TARTA Move's paratransit services help riders with disabilities and mobility challenges gain access to the community through the use of buses equipped with lifts, ramps and attentive staff. Those qualified for TARTA Move can request a ride anywhere in TARTA's service area if the pick-up point is within 3/4 of a mile of a fixed route stop.

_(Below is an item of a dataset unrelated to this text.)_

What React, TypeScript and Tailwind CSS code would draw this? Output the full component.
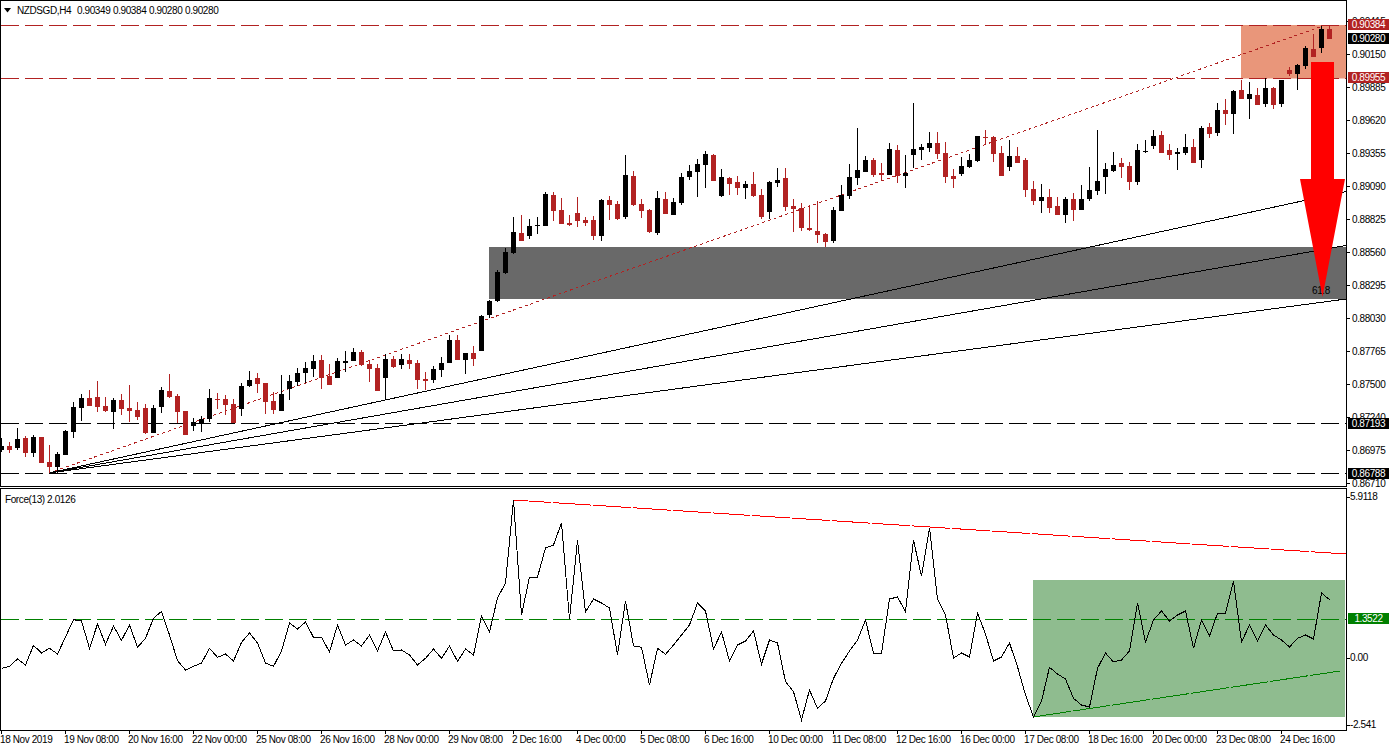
import React from "react";

type C = [number, number, number, number, number];
const seg1: C[] = [
[565,588,600,605,0],[576,588,600,608,1],[535,567,595,600,0],[558,564,608,620,1],[556,561,608,620,0],[561,561,638,638,1],[585,636,651,668,1],[606,612,651,668,0],[540,542,615,615,0],[456,471,545,563,0],
[432,444,474,513,0],[420,444,468,468,1],[393,441,471,486,1],[441,468,483,486,1],[444,450,486,537,0],[432,450,477,495,1],[405,474,483,516,1],[456,480,501,510,1],[462,474,549,552,1],[465,474,549,549,0],
[411,420,471,489,0],[372,423,441,444,1],[432,438,486,520,1],[483,483,555,555,1],[504,516,528,543,0],[498,507,519,546,0],[417,444,507,515,0],[429,447,450,477,1],[435,447,465,495,1],[447,462,520,520,1],
[399,408,477,497,0],[363,390,408,411,0],[369,384,402,429,1],[399,399,456,492,1],[426,453,480,492,1],[375,432,483,483,0],[375,393,417,450,0],[354,369,396,408,0],[336,354,369,400,0],[315,333,357,381,0],
[315,330,383,417,1],[342,378,405,405,1],[324,333,384,384,0],[303,333,339,366,0],[294,306,333,333,0],[300,306,345,348,1],[330,342,357,396,1],[342,354,423,423,1],[312,327,384,447,0],[318,327,351,354,1],
[312,327,345,357,0],[312,330,342,357,1],[330,339,390,417,1],[366,387,393,420,1],[348,357,390,399,0],[321,339,360,381,0],[255,270,339,339,0],[255,270,330,330,1],[309,309,330,372,0],[288,309,327,348,1],
[195,198,303,303,0],[150,153,195,205,0],[60,66,153,155,0],
];
const seg2: C[] = [
[475,486,549,552,0],[381,426,489,492,0],[375,429,453,453,1],[387,408,438,447,0],[381,405,408,432,0],[306,312,408,408,0],[306,315,363,393,1],[324,360,402,402,1],[375,399,405,408,1],[321,369,393,411,1],
[381,390,399,408,1],[378,390,438,450,1],[327,330,438,453,0],[318,330,345,390,1],[333,342,387,390,1],[195,255,381,387,0],[243,258,345,348,1],[327,342,363,384,1],[357,360,427,429,1],[303,324,429,435,0],
[306,327,372,372,1],[324,336,375,375,0],[249,261,339,345,0],[225,243,261,270,0],[207,222,246,321,0],[183,192,225,294,0],[192,195,273,273,1],[237,261,318,321,0],[261,264,282,315,1],[258,276,294,315,1],
[273,282,294,327,0],[246,282,318,321,1],[297,315,381,387,1],[273,276,366,387,0],[234,270,279,291,0],[234,264,351,363,1],[327,348,357,426,1],[339,354,414,423,1],[345,414,420,423,1],[333,423,435,459,1],
[429,432,456,471,1],[351,360,453,459,0],[285,315,363,363,0],[222,261,318,327,0],[114,240,264,285,0],[198,210,246,246,0],[204,210,255,261,1],[219,249,255,273,1],[159,177,255,255,0],[165,180,258,279,1],
[195,249,258,294,0],[39,177,195,234,0],
];
const seg3: C[] = [
[432,441,450,480,0],[396,429,444,456,0],[396,429,462,477,1],[426,459,531,549,1],[507,528,537,564,1],[471,498,522,528,0],[462,480,501,504,0],[408,408,483,486,0],[390,411,414,432,1],[408,411,462,486,1],
[438,459,528,528,1],[420,468,501,513,0],[441,468,489,489,1],[474,480,570,591,1],[543,567,603,615,1],[552,591,603,639,0],[567,591,624,639,1],[591,618,645,645,1],[591,597,645,669,0],[579,597,630,663,1],
[555,597,630,630,0],[501,570,597,603,0],[390,543,573,585,0],[489,507,531,582,0],[456,495,513,516,0],[474,489,501,534,1],[486,498,546,570,1],[432,450,546,555,0],[420,453,456,459,0],[390,408,438,447,0],
[393,405,459,459,1],[432,450,465,480,1],[444,456,462,510,0],[402,441,459,465,0],[417,441,489,489,1],[378,384,480,504,0],[369,381,402,414,1],[309,330,399,408,0],[297,330,342,375,1],[270,273,342,402,0],
[240,270,297,297,1],[246,282,297,357,0],[264,285,315,315,1],[234,264,312,321,0],[261,264,315,327,1],[240,240,312,321,0],[201,210,222,228,1],[192,195,222,270,0],[138,144,198,207,0],[102,147,171,171,1],
[78,87,144,159,0],[78,87,117,117,1],
];
const shift = (s: C[], base: number) => s.map((c) => [base + c[0] / 3, base + c[1] / 3, base + c[2] / 3, base + c[3] / 3, c[4]]);
const candles = [...shift(seg1, 250), ...shift(seg2, 90), ...shift(seg3, 0)];

const force = [
550,544,522,540,481,504,490,507,456,404,408,490,417,478,423,466,420,487,460,400,379,450,527,555,544,534,490,517,507,528,
472,444,474,534,544,498,414,432,411,457,457,501,420,480,465,483,450,498,441,498,495,510,540,520,492,520,483,529,492,510,
393,441,339,294,45,390,276,276,189,180,114,403,165,381,342,354,369,510,348,483,487,600,490,508,480,450,420,354,378,492,
441,528,480,468,438,537,465,474,590,620,705,615,670,648,580,535,498,465,405,505,505,342,336,380,165,274,128,342,390,519,
504,516,384,447,528,516,474,545,630,696,648,547,567,582,640,660,666,550,504,531,525,498,354,471,405,378,408,390,378,490,
405,453,385,385,288,471,420,468,420,450,465,486,460,450,462,324,344,
];
const forcePts = force.map((z, i) => `${1.5 + 8 * i},${485 + z / 3}`).join(" ");

const prices = ["0.90415","0.90150","0.89885","0.89620","0.89355","0.89090","0.88825","0.88560","0.88295","0.88030","0.87765","0.87500","0.87240","0.86975","0.86710"];
const times = ["18 Nov 2019","19 Nov 08:00","20 Nov 16:00","22 Nov 00:00","25 Nov 08:00","26 Nov 16:00","28 Nov 00:00","29 Nov 08:00","2 Dec 16:00","4 Dec 00:00","5 Dec 08:00","6 Dec 16:00","10 Dec 00:00","11 Dec 08:00","12 Dec 16:00","16 Dec 00:00","17 Dec 08:00","18 Dec 16:00","20 Dec 00:00","23 Dec 08:00","24 Dec 16:00"];
const RED = "#b22222";

function Tag({ top, label, bg }: { top: string; label: string; bg: string }) {
  return <div className={`absolute left-[1px] flex h-[11px] w-[41px] items-center justify-center text-white ${top} ${bg}`}>{label}</div>;
}

function AxisRow({ label, h, gap }: { label: string; h: string; gap: string }) {
  return (
    <div className={`flex items-center ${h}`}>
      <div className="h-px w-[3px] bg-black" />
      <span className={`leading-none ${gap}`}>{label}</span>
    </div>
  );
}

export default function App() {
  return (
    <div className="flex h-[751px] w-[1392px] flex-col overflow-hidden bg-white font-['Liberation_Sans',sans-serif] text-[10px] tracking-[-0.4px] text-black">
      {/* price pane */}
      <div className="flex h-[487px] shrink-0">
        <div className="relative h-full w-[1347px] border border-black">
          <svg width={1345} height={485} viewBox="1 1 1345 485" className="block">
            <rect x={489} y={247} width={857} height={52} fill="#696969" />
            <rect x={1241} y={25} width={105} height={53.5} fill="#e9967a" />
            <g shapeRendering="crispEdges">
              <line x1={1} x2={1346} y1={25.5} y2={25.5} stroke={RED} strokeDasharray="18 6" />
              <line x1={1} x2={1346} y1={78.5} y2={78.5} stroke={RED} strokeDasharray="18 6" />
              <line x1={1} x2={1346} y1={423.5} y2={423.5} stroke="#000" strokeDasharray="18 6" />
              <line x1={1} x2={1346} y1={473.5} y2={473.5} stroke="#000" strokeDasharray="18 6" />
              <line x1={49} y1={473} x2={1323} y2={26} stroke={RED} strokeDasharray="3 3" />
              <line x1={49} y1={473} x2={1346} y2={191.5} stroke="#000" />
              <line x1={49} y1={473} x2={1346} y2={245.5} stroke="#000" />
              <line x1={49} y1={473} x2={1346} y2={299} stroke="#000" />
              {candles.map((c, i) => {
                const cx = 1 + 8 * i;
                const col = c[4] ? RED : "#000";
                const t = Math.round(c[1]);
                const b = Math.max(Math.round(c[2]), t + 1);
                return (
                  <g key={i} fill={col}>
                    <rect x={cx} y={Math.round(c[0])} width={1} height={Math.max(Math.round(c[3]) - Math.round(c[0]), 1)} />
                    <rect x={cx - 2} y={t} width={5} height={b - t} />
                  </g>
                );
              })}
            </g>
            <text x={1312} y={294} fontSize={10} letterSpacing={-0.4} fill="#000" fontFamily="Liberation Sans">61.8</text>
            <polygon points="1311,62 1334,62 1334,179 1345,179 1322.5,297 1300,179 1311,179" fill="#ff0000" />
          </svg>
          <div className="absolute left-[3px] top-[2px] flex items-center">
            <svg width={8} height={5} viewBox="0 0 8 5" className="mr-[5px] block">
              <polygon points="0,0 7,0 3.5,4.5" fill="#000" />
            </svg>
            <span className="w-[60px]">NZDSGD,H4</span>
            <span className="w-[36px]">0.90349</span>
            <span className="w-[36px]">0.90384</span>
            <span className="w-[36px]">0.90280</span>
            <span className="w-[36px]">0.90280</span>
          </div>
        </div>
        <div className="relative w-[45px] pt-[5px]">
          {prices.map((p) => (
            <AxisRow key={p} label={p} h="h-[33px]" gap="ml-[2px]" />
          ))}
          <Tag top="top-[19px]" label="0.90384" bg="bg-[#b22222]" />
          <Tag top="top-[33px]" label="0.90280" bg="bg-black" />
          <Tag top="top-[72px]" label="0.89955" bg="bg-[#b22222]" />
          <Tag top="top-[418px]" label="0.87193" bg="bg-black" />
          <Tag top="top-[468px]" label="0.86788" bg="bg-black" />
        </div>
      </div>

      {/* force pane */}
      <div className="mt-px flex h-[243px] shrink-0">
        <div className="relative h-full w-[1347px] border border-black">
          <svg width={1345} height={241} viewBox="1 489 1345 241" className="block">
            <rect x={1033} y={580} width={312} height={137} fill="#8fbc8f" />
            <g shapeRendering="crispEdges">
              <line x1={1} x2={1346} y1={619.5} y2={619.5} stroke="#008000" strokeDasharray="18 6" />
              <line x1={513} y1={500} x2={1346} y2={554} stroke="#ff0000" strokeDasharray="38 2" />
              <line x1={1033} y1={717} x2={1340} y2={671} stroke="#008000" strokeDasharray="38 2" />
              <polyline points={forcePts} fill="none" stroke="#000" strokeWidth={1} />
            </g>
          </svg>
          <span className="absolute left-[4px] top-[3px]">Force(13) 2.0126</span>
        </div>
        <div className="relative w-[45px]">
          <div className="pt-[4px]"><AxisRow label="5.9118" h="h-[10px]" gap="ml-0" /></div>
          <div className="pt-[151px]"><AxisRow label="0.00" h="h-[10px]" gap="ml-0" /></div>
          <div className="pt-[57px]"><AxisRow label="-2.541" h="h-[10px]" gap="ml-0" /></div>
          <Tag top="top-[125px]" label="1.3522" bg="bg-[#008000] w-[36px]" />
        </div>
      </div>

      {/* time axis */}
      <div className="flex h-[20px]">
        {times.map((t) => (
          <div key={t} className="relative w-[64px] shrink-0">
            <div className="ml-px h-[3px] w-px bg-black" />
            <div className="mt-px whitespace-nowrap leading-none">{t}</div>
          </div>
        ))}
      </div>
    </div>
  );
}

TARTA also offers Special Event Transportation from certain locations to and from several events, including Toledo Mud Hens and Toledo Walleye games, Toledo Jeep Fest, Glass City JazzFest, and the Glass City Marathon.

==TARTA Zero==
TARTA has set a goal of having a complete fleet of zero-emission vehicles on the road by 2040. The TARTA Zero program saw its first vehicles hit the road in 2024, with the introduction of five plug-in paratransit buses to the fleet at TARTA Move. In late 2025 and early 2026, TARTA is expecting delivery of 13 grant-funded, full-sized electric buses, which will be the first in the fleet. These vehicles are scheduled to replace TARTA's oldest diesel models.
As of late 2024, TARTA's fleet included 70 full-sized buses, 34 paratransit vehicles, and 16 minivans for TARTA Flex.